Pages as source code
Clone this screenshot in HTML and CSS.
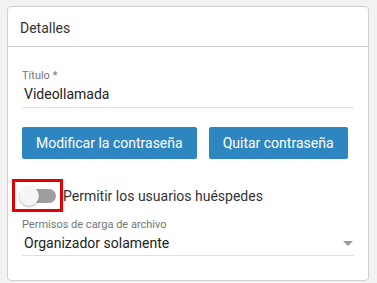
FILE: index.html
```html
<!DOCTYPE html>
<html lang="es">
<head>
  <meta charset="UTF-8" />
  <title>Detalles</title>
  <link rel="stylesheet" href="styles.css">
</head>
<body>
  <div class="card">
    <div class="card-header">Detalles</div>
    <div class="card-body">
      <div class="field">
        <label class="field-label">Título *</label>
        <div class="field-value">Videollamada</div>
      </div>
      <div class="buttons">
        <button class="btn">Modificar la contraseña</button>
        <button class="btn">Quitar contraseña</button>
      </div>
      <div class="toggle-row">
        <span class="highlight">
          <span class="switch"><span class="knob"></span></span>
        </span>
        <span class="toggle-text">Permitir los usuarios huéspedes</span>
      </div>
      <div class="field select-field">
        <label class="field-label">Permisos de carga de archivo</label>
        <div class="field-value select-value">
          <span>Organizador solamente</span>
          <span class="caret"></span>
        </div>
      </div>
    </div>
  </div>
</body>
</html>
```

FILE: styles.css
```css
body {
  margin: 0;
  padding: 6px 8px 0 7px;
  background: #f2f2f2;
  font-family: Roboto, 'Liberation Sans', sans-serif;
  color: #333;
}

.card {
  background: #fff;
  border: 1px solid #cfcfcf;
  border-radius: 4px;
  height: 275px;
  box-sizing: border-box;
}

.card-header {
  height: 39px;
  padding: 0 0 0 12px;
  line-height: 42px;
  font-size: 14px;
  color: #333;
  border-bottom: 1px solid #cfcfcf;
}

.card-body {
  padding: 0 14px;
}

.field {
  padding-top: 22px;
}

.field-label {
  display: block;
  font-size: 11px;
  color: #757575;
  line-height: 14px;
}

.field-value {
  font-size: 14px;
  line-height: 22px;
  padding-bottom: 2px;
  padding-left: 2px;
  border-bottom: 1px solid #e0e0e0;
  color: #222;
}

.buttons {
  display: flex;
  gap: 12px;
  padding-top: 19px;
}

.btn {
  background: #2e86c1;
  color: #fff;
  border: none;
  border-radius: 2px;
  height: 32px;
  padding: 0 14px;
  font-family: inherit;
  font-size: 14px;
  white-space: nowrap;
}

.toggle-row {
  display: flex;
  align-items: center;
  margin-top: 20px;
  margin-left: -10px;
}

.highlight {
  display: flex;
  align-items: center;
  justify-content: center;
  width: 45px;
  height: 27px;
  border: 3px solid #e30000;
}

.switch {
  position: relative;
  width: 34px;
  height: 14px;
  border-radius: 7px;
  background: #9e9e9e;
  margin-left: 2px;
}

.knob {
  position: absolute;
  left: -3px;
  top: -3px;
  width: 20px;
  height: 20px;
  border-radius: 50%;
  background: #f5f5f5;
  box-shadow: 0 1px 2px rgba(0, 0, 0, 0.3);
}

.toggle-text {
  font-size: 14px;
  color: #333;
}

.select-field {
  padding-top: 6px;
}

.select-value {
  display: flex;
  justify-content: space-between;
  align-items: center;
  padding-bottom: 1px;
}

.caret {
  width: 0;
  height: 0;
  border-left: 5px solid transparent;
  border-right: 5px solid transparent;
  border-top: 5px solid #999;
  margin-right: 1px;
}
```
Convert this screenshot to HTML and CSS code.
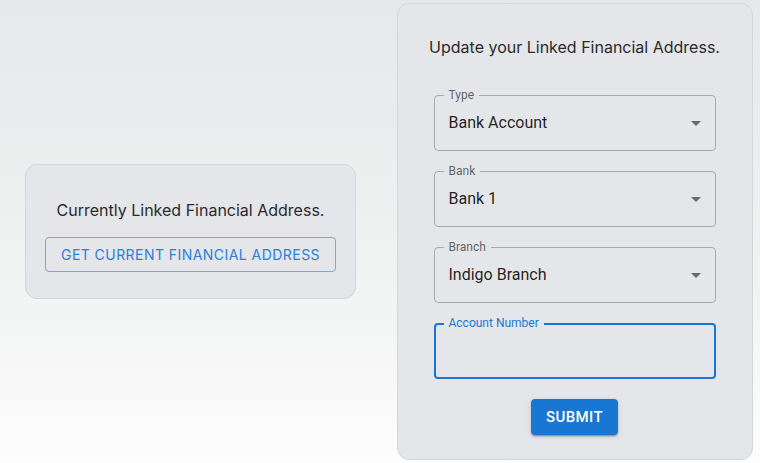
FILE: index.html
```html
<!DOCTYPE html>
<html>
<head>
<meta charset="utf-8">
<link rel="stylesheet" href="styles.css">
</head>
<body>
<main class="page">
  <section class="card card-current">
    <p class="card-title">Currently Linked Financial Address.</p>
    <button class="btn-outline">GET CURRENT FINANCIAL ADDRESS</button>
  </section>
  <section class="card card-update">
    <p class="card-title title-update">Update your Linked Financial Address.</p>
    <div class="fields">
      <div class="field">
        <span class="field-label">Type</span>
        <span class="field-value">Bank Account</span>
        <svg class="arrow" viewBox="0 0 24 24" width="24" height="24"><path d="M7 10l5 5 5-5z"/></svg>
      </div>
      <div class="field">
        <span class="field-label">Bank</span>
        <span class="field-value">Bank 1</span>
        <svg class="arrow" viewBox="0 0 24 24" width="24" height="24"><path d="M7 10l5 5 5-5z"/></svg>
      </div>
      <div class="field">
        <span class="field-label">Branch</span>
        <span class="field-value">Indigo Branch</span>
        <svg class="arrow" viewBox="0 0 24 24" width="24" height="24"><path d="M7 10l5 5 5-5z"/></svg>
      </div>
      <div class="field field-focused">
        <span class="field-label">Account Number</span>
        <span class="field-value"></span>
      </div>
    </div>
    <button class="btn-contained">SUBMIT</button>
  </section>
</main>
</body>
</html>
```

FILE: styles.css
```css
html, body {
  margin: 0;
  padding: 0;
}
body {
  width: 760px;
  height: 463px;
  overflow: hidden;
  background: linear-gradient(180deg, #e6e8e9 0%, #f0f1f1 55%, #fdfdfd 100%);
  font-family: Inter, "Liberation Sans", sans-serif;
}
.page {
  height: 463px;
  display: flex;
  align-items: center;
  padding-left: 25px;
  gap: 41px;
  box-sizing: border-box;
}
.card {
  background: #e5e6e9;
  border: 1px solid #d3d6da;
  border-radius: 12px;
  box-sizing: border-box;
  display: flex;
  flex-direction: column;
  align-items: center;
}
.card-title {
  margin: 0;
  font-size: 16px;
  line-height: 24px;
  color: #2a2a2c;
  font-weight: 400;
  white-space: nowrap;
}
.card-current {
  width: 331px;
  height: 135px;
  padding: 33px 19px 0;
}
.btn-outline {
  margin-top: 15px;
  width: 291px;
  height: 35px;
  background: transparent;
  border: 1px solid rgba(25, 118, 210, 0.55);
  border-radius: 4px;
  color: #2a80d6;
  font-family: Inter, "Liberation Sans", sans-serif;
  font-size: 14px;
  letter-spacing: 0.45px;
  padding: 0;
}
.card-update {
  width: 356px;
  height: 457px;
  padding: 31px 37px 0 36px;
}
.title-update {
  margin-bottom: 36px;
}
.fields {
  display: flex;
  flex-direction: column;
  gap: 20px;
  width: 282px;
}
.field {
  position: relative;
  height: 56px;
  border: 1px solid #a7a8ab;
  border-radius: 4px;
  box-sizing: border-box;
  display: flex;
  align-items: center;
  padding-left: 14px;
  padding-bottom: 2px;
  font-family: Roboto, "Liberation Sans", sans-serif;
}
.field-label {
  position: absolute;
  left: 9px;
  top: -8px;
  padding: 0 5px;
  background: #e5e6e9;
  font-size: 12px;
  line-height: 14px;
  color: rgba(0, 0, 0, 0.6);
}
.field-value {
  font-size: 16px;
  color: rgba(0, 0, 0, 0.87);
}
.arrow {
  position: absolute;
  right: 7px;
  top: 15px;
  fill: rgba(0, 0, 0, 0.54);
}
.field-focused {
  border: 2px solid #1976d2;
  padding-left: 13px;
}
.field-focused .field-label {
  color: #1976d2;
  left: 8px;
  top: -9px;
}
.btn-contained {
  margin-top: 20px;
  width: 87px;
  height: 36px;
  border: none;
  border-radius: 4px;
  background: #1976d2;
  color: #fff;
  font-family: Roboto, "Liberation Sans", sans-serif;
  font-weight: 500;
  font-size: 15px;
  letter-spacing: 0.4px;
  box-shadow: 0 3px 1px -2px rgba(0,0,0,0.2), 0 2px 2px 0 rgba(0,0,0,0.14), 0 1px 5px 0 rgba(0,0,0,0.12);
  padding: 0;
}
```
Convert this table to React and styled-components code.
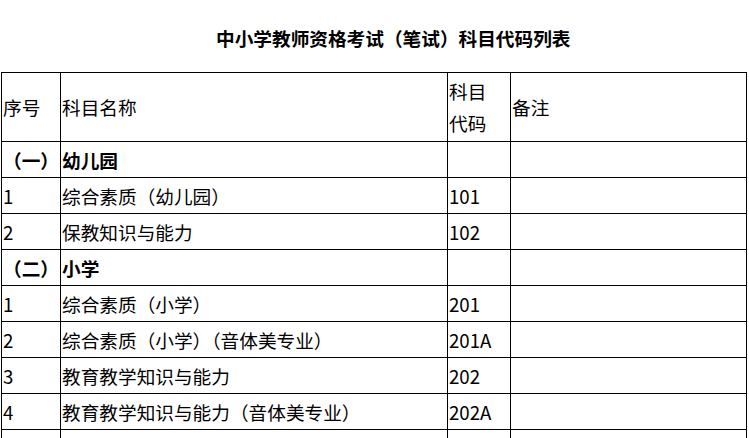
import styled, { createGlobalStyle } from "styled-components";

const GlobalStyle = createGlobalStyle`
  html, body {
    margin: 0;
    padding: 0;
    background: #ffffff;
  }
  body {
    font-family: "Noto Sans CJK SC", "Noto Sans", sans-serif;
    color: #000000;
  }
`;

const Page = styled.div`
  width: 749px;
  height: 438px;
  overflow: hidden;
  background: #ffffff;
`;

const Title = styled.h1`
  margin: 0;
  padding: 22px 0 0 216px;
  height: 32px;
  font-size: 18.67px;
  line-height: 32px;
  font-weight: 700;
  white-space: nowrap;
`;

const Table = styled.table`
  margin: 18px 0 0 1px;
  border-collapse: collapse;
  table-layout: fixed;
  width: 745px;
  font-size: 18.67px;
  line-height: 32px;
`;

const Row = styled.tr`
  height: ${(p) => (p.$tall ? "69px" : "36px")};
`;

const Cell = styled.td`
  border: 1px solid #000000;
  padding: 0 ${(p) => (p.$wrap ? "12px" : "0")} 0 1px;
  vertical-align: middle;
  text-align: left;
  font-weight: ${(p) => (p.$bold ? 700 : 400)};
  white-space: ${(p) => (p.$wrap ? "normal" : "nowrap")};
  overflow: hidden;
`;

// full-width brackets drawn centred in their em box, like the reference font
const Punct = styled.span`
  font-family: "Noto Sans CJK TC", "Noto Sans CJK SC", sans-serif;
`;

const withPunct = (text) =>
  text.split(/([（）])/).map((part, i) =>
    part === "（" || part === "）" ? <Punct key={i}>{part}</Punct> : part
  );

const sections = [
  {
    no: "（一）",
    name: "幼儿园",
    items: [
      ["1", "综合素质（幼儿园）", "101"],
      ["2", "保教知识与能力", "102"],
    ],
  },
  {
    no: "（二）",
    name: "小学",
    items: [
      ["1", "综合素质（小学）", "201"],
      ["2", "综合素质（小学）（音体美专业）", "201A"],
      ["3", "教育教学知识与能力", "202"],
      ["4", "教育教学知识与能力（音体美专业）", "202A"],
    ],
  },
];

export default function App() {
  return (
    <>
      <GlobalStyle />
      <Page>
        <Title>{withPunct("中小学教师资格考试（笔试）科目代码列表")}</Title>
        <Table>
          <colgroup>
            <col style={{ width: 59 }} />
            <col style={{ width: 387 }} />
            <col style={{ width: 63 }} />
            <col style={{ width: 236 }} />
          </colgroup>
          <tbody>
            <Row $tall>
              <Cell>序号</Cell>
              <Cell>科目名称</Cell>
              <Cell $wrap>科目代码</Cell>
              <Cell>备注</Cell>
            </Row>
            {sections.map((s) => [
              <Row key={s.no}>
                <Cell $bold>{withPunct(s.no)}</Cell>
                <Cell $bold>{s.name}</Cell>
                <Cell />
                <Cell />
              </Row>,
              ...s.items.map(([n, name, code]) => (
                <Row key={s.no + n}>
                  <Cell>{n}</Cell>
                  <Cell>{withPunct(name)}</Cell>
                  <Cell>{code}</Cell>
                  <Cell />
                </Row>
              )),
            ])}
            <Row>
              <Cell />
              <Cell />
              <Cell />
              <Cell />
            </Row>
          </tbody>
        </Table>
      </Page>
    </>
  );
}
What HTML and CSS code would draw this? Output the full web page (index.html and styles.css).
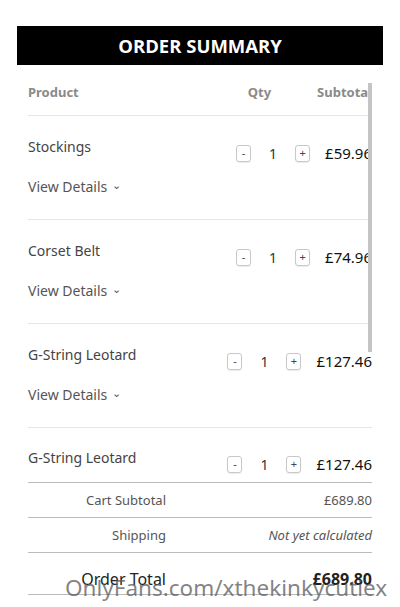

### Instructions for the task
Report only the number of lines that hold the string "screenshot" in this listing.

### Completed task
2